◆ EXERCISE OBJECTIVE ◆
Please copy the lines below exactly, from the first one through the line showing "FaSun, FaCircleInfo, FaPlus".

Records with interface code
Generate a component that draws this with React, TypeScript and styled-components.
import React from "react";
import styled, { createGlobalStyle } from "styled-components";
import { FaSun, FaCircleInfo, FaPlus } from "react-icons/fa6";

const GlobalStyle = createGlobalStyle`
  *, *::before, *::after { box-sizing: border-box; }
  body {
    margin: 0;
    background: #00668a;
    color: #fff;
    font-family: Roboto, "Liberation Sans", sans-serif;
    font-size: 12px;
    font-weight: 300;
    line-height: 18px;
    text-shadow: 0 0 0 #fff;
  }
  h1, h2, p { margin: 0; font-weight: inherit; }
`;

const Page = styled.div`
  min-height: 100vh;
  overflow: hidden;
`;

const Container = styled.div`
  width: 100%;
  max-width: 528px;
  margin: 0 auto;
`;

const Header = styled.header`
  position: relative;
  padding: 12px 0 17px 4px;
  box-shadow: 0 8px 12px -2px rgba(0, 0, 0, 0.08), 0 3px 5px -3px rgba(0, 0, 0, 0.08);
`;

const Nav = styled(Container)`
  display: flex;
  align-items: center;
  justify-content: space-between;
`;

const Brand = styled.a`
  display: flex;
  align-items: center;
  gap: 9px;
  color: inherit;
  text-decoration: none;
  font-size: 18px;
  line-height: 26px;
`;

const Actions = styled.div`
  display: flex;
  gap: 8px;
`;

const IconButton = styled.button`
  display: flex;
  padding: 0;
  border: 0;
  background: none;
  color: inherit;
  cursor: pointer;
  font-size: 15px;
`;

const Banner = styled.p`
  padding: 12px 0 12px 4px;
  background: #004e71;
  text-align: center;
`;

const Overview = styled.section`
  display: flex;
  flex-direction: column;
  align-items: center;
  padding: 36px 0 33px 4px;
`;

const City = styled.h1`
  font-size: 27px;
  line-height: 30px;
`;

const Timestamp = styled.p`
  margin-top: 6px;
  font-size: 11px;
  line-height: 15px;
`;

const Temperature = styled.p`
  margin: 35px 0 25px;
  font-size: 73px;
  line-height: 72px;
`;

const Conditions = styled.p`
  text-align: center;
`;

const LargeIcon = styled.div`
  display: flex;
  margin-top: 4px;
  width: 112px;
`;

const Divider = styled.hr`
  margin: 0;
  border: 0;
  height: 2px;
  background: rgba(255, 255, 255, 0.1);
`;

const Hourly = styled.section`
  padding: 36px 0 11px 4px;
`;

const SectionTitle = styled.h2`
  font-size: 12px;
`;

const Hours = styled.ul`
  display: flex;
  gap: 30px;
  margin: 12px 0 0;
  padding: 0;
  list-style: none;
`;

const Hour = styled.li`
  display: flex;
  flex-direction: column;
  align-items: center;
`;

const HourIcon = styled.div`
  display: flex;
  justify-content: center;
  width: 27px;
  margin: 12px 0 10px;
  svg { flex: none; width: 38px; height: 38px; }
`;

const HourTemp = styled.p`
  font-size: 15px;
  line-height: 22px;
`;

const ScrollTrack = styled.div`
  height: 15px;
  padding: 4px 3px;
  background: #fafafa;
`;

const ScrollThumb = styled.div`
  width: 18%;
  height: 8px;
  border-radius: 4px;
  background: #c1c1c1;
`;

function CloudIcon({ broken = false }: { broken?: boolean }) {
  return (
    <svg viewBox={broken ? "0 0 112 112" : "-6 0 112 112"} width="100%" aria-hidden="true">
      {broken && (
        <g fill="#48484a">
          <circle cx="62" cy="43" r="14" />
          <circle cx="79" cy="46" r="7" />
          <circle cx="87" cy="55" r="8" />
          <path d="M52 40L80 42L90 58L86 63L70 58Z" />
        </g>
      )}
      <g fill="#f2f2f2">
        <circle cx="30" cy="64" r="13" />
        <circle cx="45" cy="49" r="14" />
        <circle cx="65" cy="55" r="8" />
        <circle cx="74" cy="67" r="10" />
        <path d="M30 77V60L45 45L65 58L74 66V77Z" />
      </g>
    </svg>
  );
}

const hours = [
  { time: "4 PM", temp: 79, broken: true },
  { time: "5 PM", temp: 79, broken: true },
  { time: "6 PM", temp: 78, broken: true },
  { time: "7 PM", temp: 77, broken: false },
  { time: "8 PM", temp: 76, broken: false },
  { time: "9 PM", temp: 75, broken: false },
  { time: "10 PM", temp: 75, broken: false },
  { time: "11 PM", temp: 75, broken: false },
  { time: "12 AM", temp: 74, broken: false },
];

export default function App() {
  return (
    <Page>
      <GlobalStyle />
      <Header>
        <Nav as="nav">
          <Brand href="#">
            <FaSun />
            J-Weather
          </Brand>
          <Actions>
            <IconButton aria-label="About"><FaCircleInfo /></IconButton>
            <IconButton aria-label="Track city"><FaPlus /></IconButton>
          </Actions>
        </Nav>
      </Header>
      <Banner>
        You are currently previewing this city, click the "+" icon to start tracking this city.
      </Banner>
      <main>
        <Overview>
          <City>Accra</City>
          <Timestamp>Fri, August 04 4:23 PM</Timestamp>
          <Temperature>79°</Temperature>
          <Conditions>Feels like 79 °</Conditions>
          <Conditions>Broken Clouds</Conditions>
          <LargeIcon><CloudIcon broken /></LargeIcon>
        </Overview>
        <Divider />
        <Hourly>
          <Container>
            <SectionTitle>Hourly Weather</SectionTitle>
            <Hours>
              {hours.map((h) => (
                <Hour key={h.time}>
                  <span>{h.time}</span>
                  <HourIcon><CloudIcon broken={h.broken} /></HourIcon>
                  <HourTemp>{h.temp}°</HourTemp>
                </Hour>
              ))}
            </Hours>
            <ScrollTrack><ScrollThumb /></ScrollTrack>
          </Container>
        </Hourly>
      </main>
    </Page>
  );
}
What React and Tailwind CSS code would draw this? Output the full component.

◆ OUTPUT BELOW ◆
Generate a component that draws this with React, TypeScript and styled-components.
import React from "react";
import styled, { createGlobalStyle } from "styled-components";
import { FaSun, FaCircleInfo, FaPlus } from "react-icons/fa6";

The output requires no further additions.